[start of Dataset records]
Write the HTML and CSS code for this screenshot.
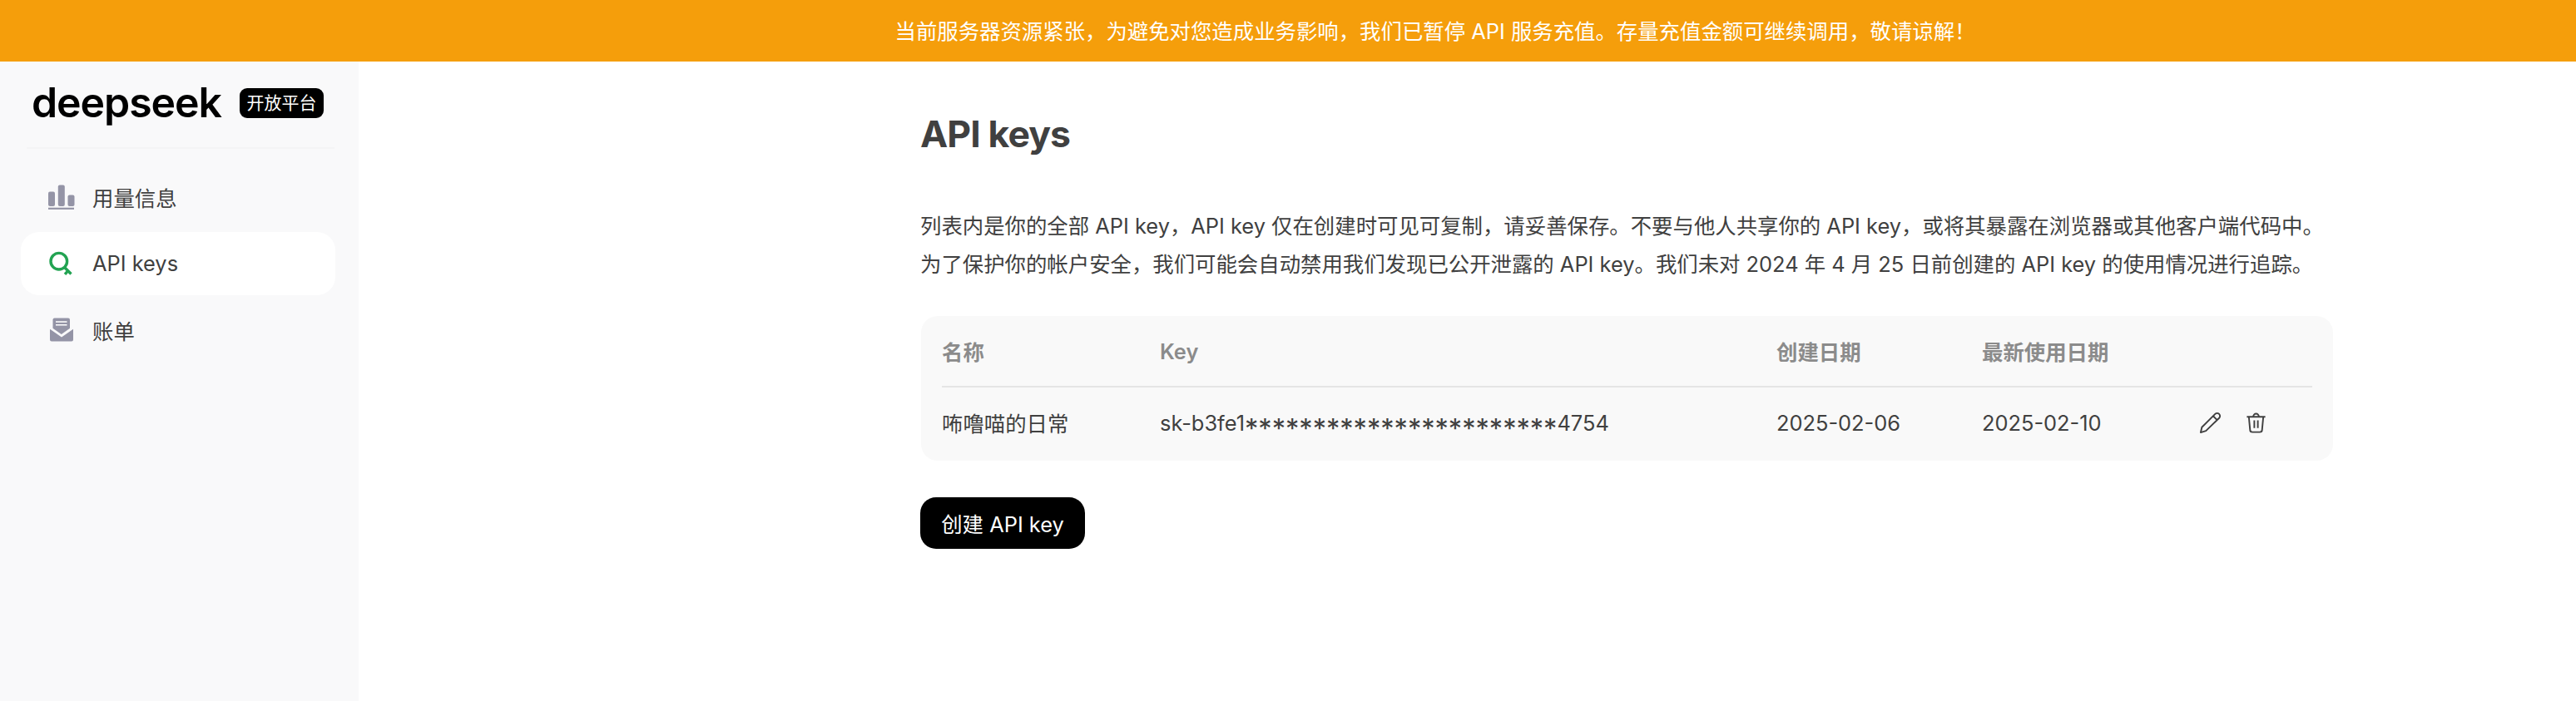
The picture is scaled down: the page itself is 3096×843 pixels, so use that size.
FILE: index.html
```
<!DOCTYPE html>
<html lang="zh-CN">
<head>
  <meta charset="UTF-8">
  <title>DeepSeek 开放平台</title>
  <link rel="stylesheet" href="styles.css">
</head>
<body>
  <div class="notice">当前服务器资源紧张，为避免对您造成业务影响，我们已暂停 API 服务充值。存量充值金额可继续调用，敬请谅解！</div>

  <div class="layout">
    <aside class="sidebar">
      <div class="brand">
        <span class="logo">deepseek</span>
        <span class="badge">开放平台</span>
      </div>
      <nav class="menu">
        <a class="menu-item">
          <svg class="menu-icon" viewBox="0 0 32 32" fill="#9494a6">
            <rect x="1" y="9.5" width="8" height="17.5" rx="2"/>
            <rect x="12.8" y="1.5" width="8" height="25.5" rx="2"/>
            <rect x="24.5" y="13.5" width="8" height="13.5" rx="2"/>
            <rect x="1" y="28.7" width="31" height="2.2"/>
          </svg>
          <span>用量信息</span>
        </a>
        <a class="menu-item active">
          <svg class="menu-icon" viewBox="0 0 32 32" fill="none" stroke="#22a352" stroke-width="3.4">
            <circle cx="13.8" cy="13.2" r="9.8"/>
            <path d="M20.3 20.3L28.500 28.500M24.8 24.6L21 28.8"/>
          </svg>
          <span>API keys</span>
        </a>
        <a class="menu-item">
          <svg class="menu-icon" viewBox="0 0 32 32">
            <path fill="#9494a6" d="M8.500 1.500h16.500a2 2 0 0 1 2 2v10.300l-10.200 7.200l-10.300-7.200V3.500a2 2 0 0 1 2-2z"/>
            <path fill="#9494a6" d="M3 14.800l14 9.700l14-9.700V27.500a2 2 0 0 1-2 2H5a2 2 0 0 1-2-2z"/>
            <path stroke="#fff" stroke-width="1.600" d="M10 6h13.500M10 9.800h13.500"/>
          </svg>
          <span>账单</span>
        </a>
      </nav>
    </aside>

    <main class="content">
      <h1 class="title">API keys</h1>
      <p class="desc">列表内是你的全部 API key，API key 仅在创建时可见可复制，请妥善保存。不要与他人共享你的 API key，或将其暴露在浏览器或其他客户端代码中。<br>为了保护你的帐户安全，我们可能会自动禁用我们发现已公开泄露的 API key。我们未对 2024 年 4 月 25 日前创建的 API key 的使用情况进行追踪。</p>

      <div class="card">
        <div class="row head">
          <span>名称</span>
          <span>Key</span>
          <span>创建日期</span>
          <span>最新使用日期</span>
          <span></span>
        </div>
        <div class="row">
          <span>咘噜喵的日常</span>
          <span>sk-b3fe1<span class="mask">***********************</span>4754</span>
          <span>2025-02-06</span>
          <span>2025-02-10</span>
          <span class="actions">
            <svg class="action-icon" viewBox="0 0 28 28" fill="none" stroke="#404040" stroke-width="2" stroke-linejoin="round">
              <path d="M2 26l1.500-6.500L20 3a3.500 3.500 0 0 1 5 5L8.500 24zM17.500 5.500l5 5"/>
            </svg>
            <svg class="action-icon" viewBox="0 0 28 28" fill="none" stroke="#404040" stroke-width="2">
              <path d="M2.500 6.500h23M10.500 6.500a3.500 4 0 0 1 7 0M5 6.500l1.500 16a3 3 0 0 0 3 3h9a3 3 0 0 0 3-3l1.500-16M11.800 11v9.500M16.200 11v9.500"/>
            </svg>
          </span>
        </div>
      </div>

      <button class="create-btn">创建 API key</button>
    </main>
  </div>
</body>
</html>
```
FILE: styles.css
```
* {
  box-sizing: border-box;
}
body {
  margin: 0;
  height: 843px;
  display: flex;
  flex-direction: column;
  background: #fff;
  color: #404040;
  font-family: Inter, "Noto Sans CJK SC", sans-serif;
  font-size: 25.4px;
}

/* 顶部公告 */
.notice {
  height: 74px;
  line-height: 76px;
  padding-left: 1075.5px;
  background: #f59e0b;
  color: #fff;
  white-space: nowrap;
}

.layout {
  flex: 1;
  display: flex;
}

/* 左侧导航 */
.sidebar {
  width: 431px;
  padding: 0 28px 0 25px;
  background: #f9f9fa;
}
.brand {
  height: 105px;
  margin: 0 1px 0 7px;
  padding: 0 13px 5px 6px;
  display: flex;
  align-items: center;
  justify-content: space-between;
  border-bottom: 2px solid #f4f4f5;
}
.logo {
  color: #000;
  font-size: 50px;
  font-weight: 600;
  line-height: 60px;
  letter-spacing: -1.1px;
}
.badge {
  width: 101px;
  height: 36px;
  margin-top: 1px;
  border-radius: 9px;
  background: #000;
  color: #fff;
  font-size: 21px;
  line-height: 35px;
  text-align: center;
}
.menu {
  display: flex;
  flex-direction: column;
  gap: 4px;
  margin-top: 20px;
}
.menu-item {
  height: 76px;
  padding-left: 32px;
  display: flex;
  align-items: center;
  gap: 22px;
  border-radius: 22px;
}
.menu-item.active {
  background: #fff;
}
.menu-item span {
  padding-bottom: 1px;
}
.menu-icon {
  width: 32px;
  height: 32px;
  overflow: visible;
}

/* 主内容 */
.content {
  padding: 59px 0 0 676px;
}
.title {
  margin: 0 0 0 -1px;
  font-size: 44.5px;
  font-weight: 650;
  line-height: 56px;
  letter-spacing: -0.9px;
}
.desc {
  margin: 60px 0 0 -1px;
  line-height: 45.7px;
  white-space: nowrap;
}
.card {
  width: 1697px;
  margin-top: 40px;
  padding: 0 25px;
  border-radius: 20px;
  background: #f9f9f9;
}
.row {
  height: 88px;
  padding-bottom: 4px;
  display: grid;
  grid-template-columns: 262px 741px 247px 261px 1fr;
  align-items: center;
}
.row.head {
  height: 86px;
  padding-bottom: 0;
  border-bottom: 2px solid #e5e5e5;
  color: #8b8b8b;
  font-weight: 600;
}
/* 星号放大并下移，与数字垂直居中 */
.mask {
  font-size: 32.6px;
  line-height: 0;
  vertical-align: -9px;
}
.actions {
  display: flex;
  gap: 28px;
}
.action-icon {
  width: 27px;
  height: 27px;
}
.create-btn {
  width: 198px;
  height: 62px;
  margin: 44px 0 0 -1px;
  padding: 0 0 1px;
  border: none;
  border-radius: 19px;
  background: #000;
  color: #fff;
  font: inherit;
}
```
[end of Dataset records]
[start of Dataset records]
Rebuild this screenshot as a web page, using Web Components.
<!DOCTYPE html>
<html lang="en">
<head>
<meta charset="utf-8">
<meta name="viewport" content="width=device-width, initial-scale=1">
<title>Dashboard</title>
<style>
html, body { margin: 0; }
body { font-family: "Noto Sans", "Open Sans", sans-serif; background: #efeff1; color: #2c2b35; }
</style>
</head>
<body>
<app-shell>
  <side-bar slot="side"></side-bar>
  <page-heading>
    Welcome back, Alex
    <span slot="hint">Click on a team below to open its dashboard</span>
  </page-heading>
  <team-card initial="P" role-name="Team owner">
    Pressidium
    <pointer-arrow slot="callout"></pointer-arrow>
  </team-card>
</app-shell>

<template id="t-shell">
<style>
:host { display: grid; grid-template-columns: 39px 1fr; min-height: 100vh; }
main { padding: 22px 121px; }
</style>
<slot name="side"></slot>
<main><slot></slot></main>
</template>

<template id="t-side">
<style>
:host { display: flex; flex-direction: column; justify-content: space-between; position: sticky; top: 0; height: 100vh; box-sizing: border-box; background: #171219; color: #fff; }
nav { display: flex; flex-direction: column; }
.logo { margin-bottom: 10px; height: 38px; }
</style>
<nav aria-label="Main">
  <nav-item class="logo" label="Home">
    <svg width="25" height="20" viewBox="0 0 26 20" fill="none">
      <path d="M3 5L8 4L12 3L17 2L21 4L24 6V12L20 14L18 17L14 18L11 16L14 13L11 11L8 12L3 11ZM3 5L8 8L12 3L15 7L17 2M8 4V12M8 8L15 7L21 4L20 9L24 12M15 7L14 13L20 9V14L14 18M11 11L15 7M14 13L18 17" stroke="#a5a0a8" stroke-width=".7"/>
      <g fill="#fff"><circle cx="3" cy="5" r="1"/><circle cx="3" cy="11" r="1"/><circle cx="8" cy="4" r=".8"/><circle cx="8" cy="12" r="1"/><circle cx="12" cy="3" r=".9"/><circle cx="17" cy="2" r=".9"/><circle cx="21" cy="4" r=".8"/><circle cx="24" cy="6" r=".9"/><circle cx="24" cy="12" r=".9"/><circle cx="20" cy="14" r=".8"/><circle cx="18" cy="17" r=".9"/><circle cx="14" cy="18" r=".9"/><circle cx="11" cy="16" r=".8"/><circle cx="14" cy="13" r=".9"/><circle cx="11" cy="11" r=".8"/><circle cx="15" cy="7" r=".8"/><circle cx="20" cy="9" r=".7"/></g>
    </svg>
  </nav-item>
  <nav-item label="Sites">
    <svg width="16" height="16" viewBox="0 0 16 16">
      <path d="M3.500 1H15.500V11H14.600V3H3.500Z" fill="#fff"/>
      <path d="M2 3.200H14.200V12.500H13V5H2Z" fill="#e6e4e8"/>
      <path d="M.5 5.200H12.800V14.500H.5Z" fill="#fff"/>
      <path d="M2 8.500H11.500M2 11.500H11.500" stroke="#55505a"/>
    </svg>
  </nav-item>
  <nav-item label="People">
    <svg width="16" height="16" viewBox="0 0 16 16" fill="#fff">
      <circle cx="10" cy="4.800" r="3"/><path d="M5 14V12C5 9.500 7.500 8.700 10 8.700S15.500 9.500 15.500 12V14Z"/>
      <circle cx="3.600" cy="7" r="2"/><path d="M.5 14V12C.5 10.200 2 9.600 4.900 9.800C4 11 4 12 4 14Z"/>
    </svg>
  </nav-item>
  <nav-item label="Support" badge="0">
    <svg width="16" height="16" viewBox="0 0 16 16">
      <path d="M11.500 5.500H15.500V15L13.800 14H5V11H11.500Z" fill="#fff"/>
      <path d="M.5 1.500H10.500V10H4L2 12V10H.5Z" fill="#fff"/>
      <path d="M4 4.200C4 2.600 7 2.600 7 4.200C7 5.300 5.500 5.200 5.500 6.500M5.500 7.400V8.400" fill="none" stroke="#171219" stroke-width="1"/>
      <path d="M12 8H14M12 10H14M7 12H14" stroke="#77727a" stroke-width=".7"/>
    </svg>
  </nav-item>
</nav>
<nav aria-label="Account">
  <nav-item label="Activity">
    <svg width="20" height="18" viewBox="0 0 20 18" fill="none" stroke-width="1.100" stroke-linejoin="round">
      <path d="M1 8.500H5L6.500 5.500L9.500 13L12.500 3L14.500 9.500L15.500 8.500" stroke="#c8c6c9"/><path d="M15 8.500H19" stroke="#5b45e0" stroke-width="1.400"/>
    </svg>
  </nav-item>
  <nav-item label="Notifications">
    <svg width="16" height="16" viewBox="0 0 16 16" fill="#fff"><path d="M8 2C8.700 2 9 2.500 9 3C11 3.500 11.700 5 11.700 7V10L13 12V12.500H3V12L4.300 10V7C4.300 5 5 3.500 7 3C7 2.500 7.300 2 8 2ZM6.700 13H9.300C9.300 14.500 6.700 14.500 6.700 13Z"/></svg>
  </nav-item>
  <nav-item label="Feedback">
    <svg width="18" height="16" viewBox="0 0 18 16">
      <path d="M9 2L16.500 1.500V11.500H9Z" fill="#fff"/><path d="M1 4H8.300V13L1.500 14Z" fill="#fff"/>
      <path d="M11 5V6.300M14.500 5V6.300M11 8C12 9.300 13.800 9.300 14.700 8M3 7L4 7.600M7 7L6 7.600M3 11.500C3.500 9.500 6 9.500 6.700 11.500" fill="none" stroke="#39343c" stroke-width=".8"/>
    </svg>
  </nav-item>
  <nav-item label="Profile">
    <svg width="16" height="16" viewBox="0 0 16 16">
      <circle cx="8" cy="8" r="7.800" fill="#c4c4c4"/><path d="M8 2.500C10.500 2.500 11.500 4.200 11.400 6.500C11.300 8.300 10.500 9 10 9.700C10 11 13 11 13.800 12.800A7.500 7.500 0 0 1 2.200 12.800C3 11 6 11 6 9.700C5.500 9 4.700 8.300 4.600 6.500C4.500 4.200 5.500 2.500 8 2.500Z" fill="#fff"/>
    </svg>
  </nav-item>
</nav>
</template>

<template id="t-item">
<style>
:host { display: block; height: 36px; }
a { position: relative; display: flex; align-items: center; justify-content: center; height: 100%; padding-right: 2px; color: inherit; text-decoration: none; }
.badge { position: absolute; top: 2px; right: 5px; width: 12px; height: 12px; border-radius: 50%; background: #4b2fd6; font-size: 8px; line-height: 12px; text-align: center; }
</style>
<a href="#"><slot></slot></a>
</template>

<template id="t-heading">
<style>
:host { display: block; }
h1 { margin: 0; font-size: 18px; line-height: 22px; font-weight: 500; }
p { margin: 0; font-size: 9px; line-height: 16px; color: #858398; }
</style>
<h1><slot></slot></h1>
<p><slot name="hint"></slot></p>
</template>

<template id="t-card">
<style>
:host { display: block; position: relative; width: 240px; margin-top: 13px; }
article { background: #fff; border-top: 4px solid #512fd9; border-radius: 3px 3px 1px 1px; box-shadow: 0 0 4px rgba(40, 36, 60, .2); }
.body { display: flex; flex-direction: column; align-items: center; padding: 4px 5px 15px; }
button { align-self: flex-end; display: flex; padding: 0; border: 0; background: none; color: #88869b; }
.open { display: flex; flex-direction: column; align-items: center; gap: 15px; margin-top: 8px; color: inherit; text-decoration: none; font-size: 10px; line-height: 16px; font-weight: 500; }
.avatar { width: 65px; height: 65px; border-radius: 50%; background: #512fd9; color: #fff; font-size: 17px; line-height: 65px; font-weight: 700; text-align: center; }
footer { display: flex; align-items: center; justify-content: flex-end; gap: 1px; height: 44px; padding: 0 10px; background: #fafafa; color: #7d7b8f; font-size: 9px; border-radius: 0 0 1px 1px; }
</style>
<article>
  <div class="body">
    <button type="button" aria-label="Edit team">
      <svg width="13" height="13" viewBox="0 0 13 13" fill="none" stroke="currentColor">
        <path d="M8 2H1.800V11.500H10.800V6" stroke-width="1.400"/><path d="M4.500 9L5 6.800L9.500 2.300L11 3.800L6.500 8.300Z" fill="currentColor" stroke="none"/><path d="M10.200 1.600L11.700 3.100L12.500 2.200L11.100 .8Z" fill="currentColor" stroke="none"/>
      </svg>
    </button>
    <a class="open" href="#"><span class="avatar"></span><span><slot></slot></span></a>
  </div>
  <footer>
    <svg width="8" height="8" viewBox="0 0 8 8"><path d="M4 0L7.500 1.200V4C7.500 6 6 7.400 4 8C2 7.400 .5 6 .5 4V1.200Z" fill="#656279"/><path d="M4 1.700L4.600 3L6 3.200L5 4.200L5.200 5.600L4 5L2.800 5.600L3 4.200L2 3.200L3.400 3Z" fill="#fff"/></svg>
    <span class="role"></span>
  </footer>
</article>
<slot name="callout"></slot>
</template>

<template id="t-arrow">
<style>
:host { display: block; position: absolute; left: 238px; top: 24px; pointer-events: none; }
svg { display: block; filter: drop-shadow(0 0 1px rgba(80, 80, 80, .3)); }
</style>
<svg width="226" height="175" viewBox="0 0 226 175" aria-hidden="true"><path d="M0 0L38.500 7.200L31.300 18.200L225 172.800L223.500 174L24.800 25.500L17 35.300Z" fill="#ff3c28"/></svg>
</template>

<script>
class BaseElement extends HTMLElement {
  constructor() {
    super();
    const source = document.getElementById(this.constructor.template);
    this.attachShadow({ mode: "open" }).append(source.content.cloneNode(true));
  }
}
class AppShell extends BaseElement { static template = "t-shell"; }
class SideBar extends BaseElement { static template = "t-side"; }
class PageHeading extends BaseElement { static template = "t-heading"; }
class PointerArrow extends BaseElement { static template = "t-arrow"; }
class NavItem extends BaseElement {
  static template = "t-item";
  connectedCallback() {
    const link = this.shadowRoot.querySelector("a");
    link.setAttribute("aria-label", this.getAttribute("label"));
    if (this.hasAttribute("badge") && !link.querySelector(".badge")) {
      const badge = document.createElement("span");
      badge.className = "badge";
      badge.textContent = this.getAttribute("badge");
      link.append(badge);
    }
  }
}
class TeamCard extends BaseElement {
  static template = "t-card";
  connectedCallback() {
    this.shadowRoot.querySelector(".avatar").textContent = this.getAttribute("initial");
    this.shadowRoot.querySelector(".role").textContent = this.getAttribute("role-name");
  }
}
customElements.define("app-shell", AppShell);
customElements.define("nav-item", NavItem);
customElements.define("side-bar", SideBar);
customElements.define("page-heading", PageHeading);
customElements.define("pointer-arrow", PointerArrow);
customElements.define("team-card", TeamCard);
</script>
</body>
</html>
[end of Dataset records]
[start of Dataset records]
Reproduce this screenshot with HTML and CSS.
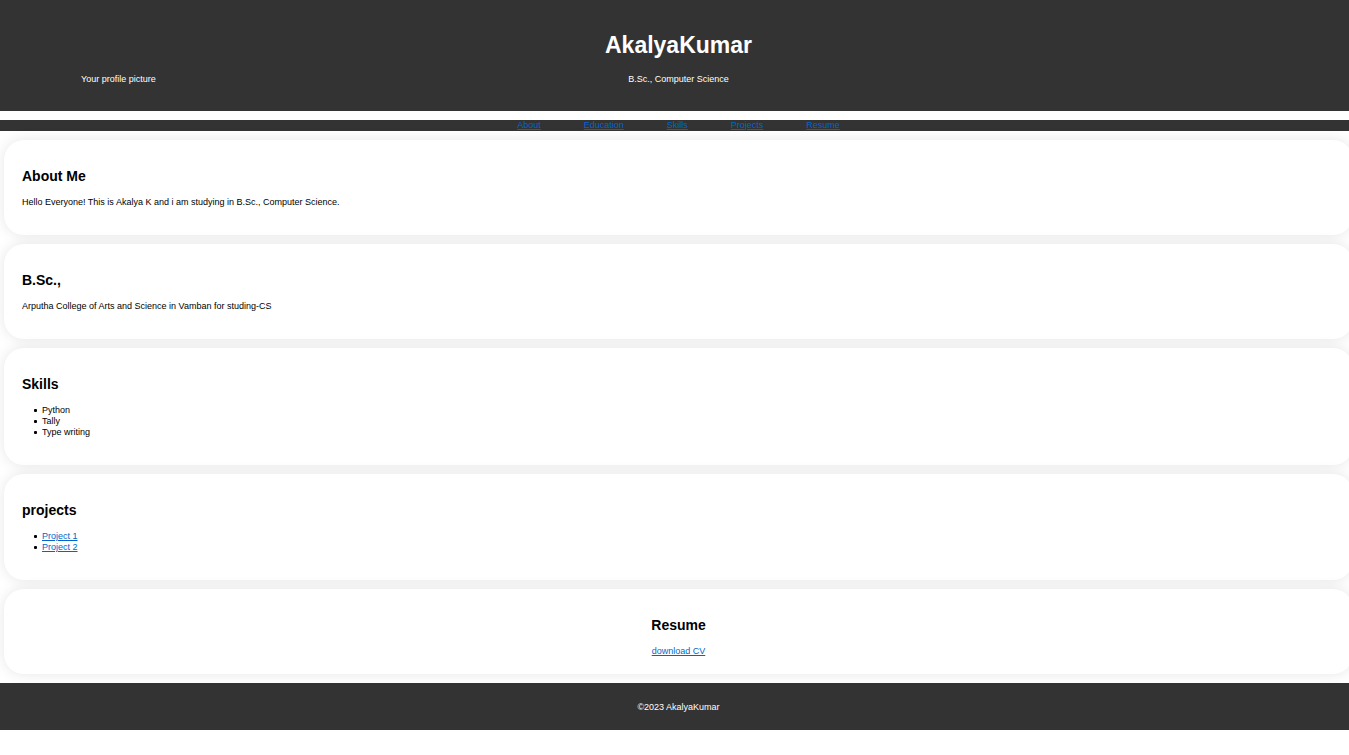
[end of Dataset records]
[Exercise objective]: Each line that holds the word "this" should be extracted from the records.

[Output of the exercise]:
Write the HTML and CSS code for this screenshot.
Rebuild this screenshot as a web page, using Web Components.
    const source = document.getElementById(this.constructor.template);
    this.attachShadow({ mode: "open" }).append(source.content.cloneNode(true));
    const link = this.shadowRoot.querySelector("a");
    link.setAttribute("aria-label", this.getAttribute("label"));
    if (this.hasAttribute("badge") && !link.querySelector(".badge")) {
      badge.textContent = this.getAttribute("badge");
    this.shadowRoot.querySelector(".avatar").textContent = this.getAttribute("initial");
    this.shadowRoot.querySelector(".role").textContent = this.getAttribute("role-name");
Reproduce this screenshot with HTML and CSS.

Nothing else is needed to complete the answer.